Kuala Lumpur (ANTARA) - Mantan pekerja migran asal Kupang, Nusa Tenggara Timur (NTT), Mariance Kabu (43), mengatakan bahwa keputusan Pengadilan Malaysia pada Selasa bagai pintu yang terbuka bagi dirinya untuk bisa mendapatkan keadilan.
“Hari ini sudah ada pintu yang terbuka, walaupun pintu (itu) cuma kecil, tapi saya merasa pintu itu sangat besar, sangat luas. Kalau orang bilang lubang jarum itu kecil, tapi itu (baginya) sangat luas.
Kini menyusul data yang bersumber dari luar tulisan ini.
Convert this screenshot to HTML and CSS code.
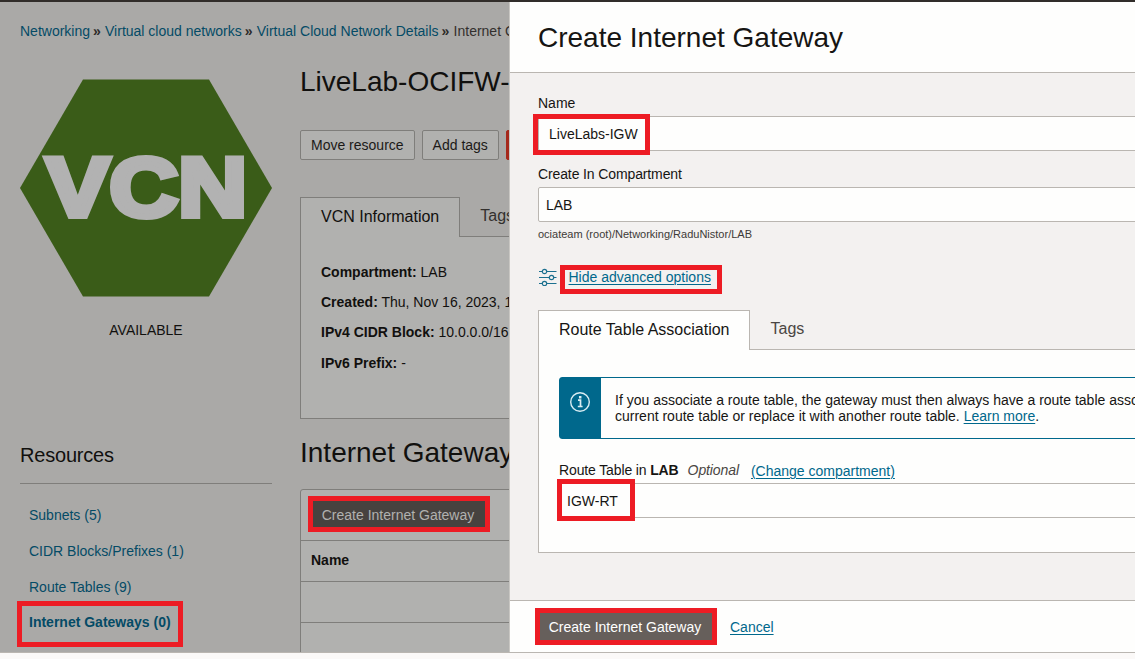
FILE: index.html
```html
<!DOCTYPE html>
<html lang="en">
<head>
<meta charset="utf-8">
<title>Create Internet Gateway</title>
<link rel="stylesheet" href="styles.css">
</head>
<body>
<div class="app">
  <div class="topbar"></div>
  <main class="stage">
    <div class="page">
      <nav class="crumbs"><a>Networking</a><i>»</i><a>Virtual cloud networks</a><i>»</i><a>Virtual Cloud Network Details</a><i>»</i><span>Internet G</span></nav>
      <div class="columns">
        <aside class="side">
          <svg class="badge" width="252" height="218" viewBox="0 0 252 218">
            <path d="M63 .5H189L252 109 189 217.500H63L0 109Z" fill="#3a5c18"/>
            <text x="26" y="137" textLength="201" lengthAdjust="spacingAndGlyphs">VCN</text>
          </svg>
          <div class="status">AVAILABLE</div>
          <h3 class="side-title">Resources</h3>
          <ul class="links">
            <li>Subnets (5)</li>
            <li>CIDR Blocks/Prefixes (1)</li>
            <li>Route Tables (9)</li>
            <li class="current">Internet Gateways (0)</li>
          </ul>
        </aside>
        <section class="detail">
          <h1 class="title">LiveLab-OCIFW-</h1>
          <div class="actions">
            <button class="btn">Move resource</button>
            <button class="btn">Add tags</button>
            <button class="btn danger" aria-label="Terminate"></button>
          </div>
          <div class="tabs">
            <div class="tab active">VCN Information</div>
            <div class="tab">Tags</div>
          </div>
          <div class="info">
            <p><b>Compartment:</b> LAB</p>
            <p><b>Created:</b> Thu, Nov 16, 2023, 1</p>
            <p><b>IPv4 CIDR Block:</b> 10.0.0.0/16</p>
            <p><b>IPv6 Prefix:</b> -</p>
          </div>
          <h2 class="title second">Internet Gateway</h2>
          <div class="table">
            <div class="toolbar"><button class="primary dim">Create Internet Gateway</button></div>
            <div class="row head">Name</div>
            <div class="row"></div>
            <div class="row last"></div>
          </div>
        </section>
      </div>
    </div>
    <div class="panel">
      <header class="panel-head">Create Internet Gateway</header>
      <div class="panel-body">
        <label class="label">Name</label>
        <div class="field name">LiveLabs-IGW</div>
        <label class="label tight">Create In Compartment</label>
        <div class="field">LAB</div>
        <div class="path">ociateam (root)/Networking/RaduNistor/LAB</div>
        <div class="advanced">
          <svg width="18" height="18" viewBox="0 0 18 18" fill="none" stroke="#1c708f" stroke-width="1.200">
            <path d="M0 3.500H3M8 3.500H17.500M0 9.500H10M15 9.500H17.500M0 15.500H3M8 15.500H17.500"/>
            <circle cx="5.500" cy="3.500" r="2.200"/><circle cx="12.500" cy="9.500" r="2.200"/><circle cx="5.500" cy="15.500" r="2.200"/>
          </svg>
          <a class="link">Hide advanced options</a>
        </div>
        <div class="tabs light">
          <div class="tab active">Route Table Association</div>
          <div class="tab">Tags</div>
        </div>
        <div class="card">
          <div class="notice">
            <div class="notice-icon">
              <svg width="22" height="22" viewBox="0 0 22 22" fill="none" stroke="#d9edf3">
                <circle cx="11" cy="11" r="9.300" stroke-width="1.400"/>
                <path d="M9 9.200H11.500V15.500M8.800 15.500H13.600" stroke-width="1.700"/>
                <path d="M11.200 5V7.500" stroke-width="2.500"/>
              </svg>
            </div>
            <div class="notice-text">If you associate a route table, the gateway must then always have a route table asso<br>current route table or replace it with another route table. <a class="link">Learn more</a>.</div>
          </div>
          <div class="rt-label"><span>Route Table in <b>LAB</b></span><em>Optional</em><a class="link">(Change compartment)</a></div>
          <div class="field">IGW-RT</div>
        </div>
      </div>
      <footer class="panel-foot"><button class="primary">Create Internet Gateway</button><a class="link">Cancel</a></footer>
    </div>
  </main>
  <div class="bottombar"></div>
  <div class="mark mark-side"></div>
  <div class="mark mark-table"></div>
  <div class="mark mark-name"></div>
  <div class="mark mark-advanced"></div>
  <div class="mark mark-route"></div>
  <div class="mark mark-submit"></div>
</div>
</body>
</html>
```
FILE: styles.css
```css
* { box-sizing: border-box; }
body { margin: 0; font: 14px/20px "Liberation Sans", Arial, sans-serif; color: #161513; }
h1, h2, h3, p, ul { margin: 0; padding: 0; font-weight: normal; }
button { font: inherit; padding: 0; margin: 0; }

.app { position: relative; width: 1135px; height: 659px; overflow: hidden; display: flex; flex-direction: column; white-space: nowrap; }
.topbar { height: 2px; background: #312d2a; }
.stage { height: 650px; display: flex; }
.bottombar { height: 7px; border-top: 1px solid #bab6b1; background: #fbf9f8; }

/* Dimmed page behind the panel */
.page { width: 509px; flex: none; overflow: hidden; background: #aaa9a7; color: #11100e; padding: 19px 0 0 20px; }
.crumbs { height: 20px; display: flex; color: #33302e; }
.crumbs > * { flex: none; }
.crumbs a { color: #044b66; }
.crumbs i { font-style: normal; font-weight: bold; width: 15px; padding-left: 3px; color: #2d2b29; }
.columns { display: flex; gap: 28px; }

.side { width: 252px; flex: none; padding-top: 38px; }
.badge { display: block; }
.badge text { font-size: 83px; font-weight: bold; fill: #b2b2b2; stroke: #b2b2b2; stroke-width: 6px; }
.status { text-align: center; margin-top: 23px; }
.side-title { font-size: 20px; line-height: 24px; letter-spacing: -.2px; margin-top: 103px; height: 41px; border-bottom: 1px solid #7f7e7b; }
.links { list-style: none; padding: 21px 0 0 9px; color: #044b66; }
.links li { height: 36px; line-height: 20px; }
.links .current { font-weight: bold; margin-top: -1px; }

.detail { width: 600px; flex: none; padding-top: 25px; }
.title { font-size: 28px; line-height: 32px; }
.actions { display: flex; gap: 7px; margin-top: 32px; }
.btn { height: 30px; padding: 0 10px; border: 1px solid #7f7e7b; border-radius: 2px; background: #b1b1af; color: #1c1a18; }
.btn.danger { width: 86px; background: #a5281b; border-color: #a5281b; }

.tabs { display: flex; margin-top: 37px; height: 40px; font-size: 16px; }
.tab { padding: 9px 20px 0; border-bottom: 1px solid #7f7e7b; color: #33302e; flex: 1; }
.tab.active { flex: none; border: 1px solid #7f7e7b; border-bottom: 0; background: #b1b1af; color: #11100e; }
.info { height: 182px; padding: 25px 20px 0; border: solid #7f7e7b; border-width: 0 0 1px 1px; background: #b1b1af; }
.info p { height: 30px; }
.info p:last-child { padding-top: 1px; }
.second { margin-top: 18px; }
.table { margin-top: 20px; border: 1px solid #7f7e7b; border-radius: 3px; background: #b1b1af; }
.toolbar { height: 51px; padding: 11px; border-bottom: 1px solid #7f7e7b; }
.row { height: 41px; padding: 9px 10px; border-bottom: 1px solid #7f7e7b; font-weight: bold; }
.row.last { border: 0; }

.primary { display: block; width: 174px; height: 28px; padding-right: 2px; border: 0; background: #665f5b; color: #fff; }
.primary.dim { height: 27px; background: #47423f; color: #b1b1af; }

/* Slide-in panel */
.panel { width: 626px; flex: none; overflow: hidden; border-left: 1px solid #c9c7c3; background: #f3f1f0; display: flex; flex-direction: column; }
.panel-head { height: 71px; flex: none; padding: 18px 28px; font-size: 28px; line-height: 36px; background: #fefefd; border-bottom: 1px solid #bab6b1; }
.panel-body { flex: 1; width: 720px; padding: 20px 28px 0; }
.label { display: block; height: 23px; }
.label.tight { letter-spacing: -.12px; }
.field { height: 35px; margin-bottom: 13px; padding: 7px; border: 1px solid #bab6b1; border-radius: 2px; background: #fefefd; }
.field.name { padding-left: 10px; }
.path { font-size: 11px; line-height: 14px; margin-top: -8px; color: #3d3a37; }
.link { color: #00688c; text-decoration: underline; text-decoration-thickness: 1px; text-underline-offset: 2px; }
.advanced { display: flex; gap: 12px; height: 20px; margin-top: 26px; }
.advanced svg { margin: 1px 0 0 1px; }
.advanced .link { margin-left: -.5px; }
.tabs.light { margin-top: 23px; }
.light .tab { border-color: #bab6b1; color: #4a4643; }
.light .tab.active { background: #fefefd; color: #161513; }
.card { height: 203px; padding: 27px 0 0 20px; border: solid #bab6b1; border-width: 0 0 1px 1px; background: #fefefd; }
.notice { display: flex; height: 62px; border: 1px solid #00688c; border-radius: 3px; line-height: 16px; }
.notice-icon { width: 41px; background: #00688c; padding: 13px 0 0 9px; }
.notice-text { padding: 14px 0 0 14px; }
.rt-label { display: flex; margin-top: 21px; height: 23px; }
.rt-label span { letter-spacing: -.13px; }
.rt-label em { margin-left: 9px; letter-spacing: -.1px; color: #4a4643; }
.rt-label .link { margin: 1px 0 0 12px; }
.panel-foot { height: 52px; flex: none; display: flex; gap: 17px; padding: 12px 29px; line-height: 28px; background: #fefefd; border-top: 1px solid #bab6b1; }

/* Callout rectangles laid over the interface */
.mark { position: absolute; border: 5px solid #ed1c24; }
.mark-side { left: 17px; top: 601px; width: 166px; height: 46px; }
.mark-table { left: 308px; top: 496px; width: 182px; height: 36px; }
.mark-name { left: 533px; top: 114px; width: 117px; height: 41px; }
.mark-advanced { left: 560px; top: 265px; width: 162px; height: 29px; }
.mark-route { left: 557px; top: 479px; width: 78px; height: 42px; }
.mark-submit { left: 535px; top: 608px; width: 182px; height: 37px; }
```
Maka itu saya bilang Tuhan sudah buka surga buat saya,” kata Mariance kepada ANTARA di Kedutaan Besar Republik Indonesia (KBRI) Kuala Lumpur usai mengikuti persidangan.
Majelis hakim di Mahkamah Sesyen Ampang, Kuala Lumpur, dalam persidangan memutuskan bahwa penuntut telah berhasil membuktikan perkara prima facie untuk dua dakwaan terhadap mantan majikan Mariance Kabu yakni Ong Su Ping Serene dan Sang Yoke Leng, baik berdasarkan Pasal 13 Undang-Undang Anti Perdagangan Orang dan Anti Penyelundupan Migran (ATIPSOM) maupun Pasal 55e Undang-Undang Keimigrasian 1959/1963.
Sedangkan dakwaan untuk tindakan penyiksaan atau yang menyebabkan kecederaan parah dan percobaan pembunuhan gagal dibuktikan karena tidak adanya saksi maupun alat bukti lain yang dapat dihadirkan dalam persidangan yang memperkuat keterangan Mariance sebagai saksi utama.
Hakim memberikan hak terdakwa untuk melakukan pembelaan pada persidangan selanjutnya sebelum hukuman dijatuhkan.
Pendeta Emmy Sahertian yang ikut mendampingi Mariance selama persidangan, mengatakan hasil persidangan hari ini memang menjadi kemenangan Mariance, namun tetap masih menunggu persidangan berikutnya karena di sana ada hak terdakwa melakukan pembelaan.
Ia mengatakan kasus Mariance menjadi istimewa karena kehadiran negara dapat dirasakan, melalui dukungan penuh Kementerian Luar Negeri dan Duta Besar RI di Malaysia. Itu merupakan indikasi baik bagi mereka di NTT, terlebih ada pernyataan dari pemerintah akan mendukung sampai keluar definitive decision.
“Yang paling bagus di sini adalah bahwa kita didukung oleh negara secara penuh sehingga tidak merasa lemah, karena seolah-olah merasa jalan sendiri,” kata Emmy.
“Karena kita juga berpikir ini adalah sebuah perjuangan nasionalisme bangsa yang mencoba melawan perbudakan modern. Idealismenya di situ dan indikatornya ada,” ujar dia, sembari juga menjelaskan tentang perlunya penyesuaian untuk memahami prosedur hukum di Malaysia yang memang berbeda dengan di tanah air.
Kementerian Luar Negeri telah memfasilitasi kehadiran Meriance Kabu untuk hadir dalam persidangan tersebut. KBRI Kuala Lumpur juga telah menunjuk watching brief lawyer untuk memonitor persidangan, dan diharapkan persidangan kali ini dapat memberikan keadilan bagi Meriance Kabu, kata Direktur Perlidungan Warga Negara Indonesia (PWNI) Judha Nugraha.
Meriance Kabu adalah Pekerja Migran Indonesia asal NTT yang merupakan korban Tindak Pidana Perdagangan Orang (TPPO) dan diduga mengalami penganiayaan berat dari majikan pada 2014. Pada awal persidangan, hakim memutus membebaskan majikan (dismissal not amounting to acquittal/DNNA).
Ia mengatakan berbagai upaya dilakukan untuk membuka kembali kasus itu, termasuk melalui jalur diplomasi bilateral. Kasus itu akhirnya dibuka kembali pada awal tahun 2024.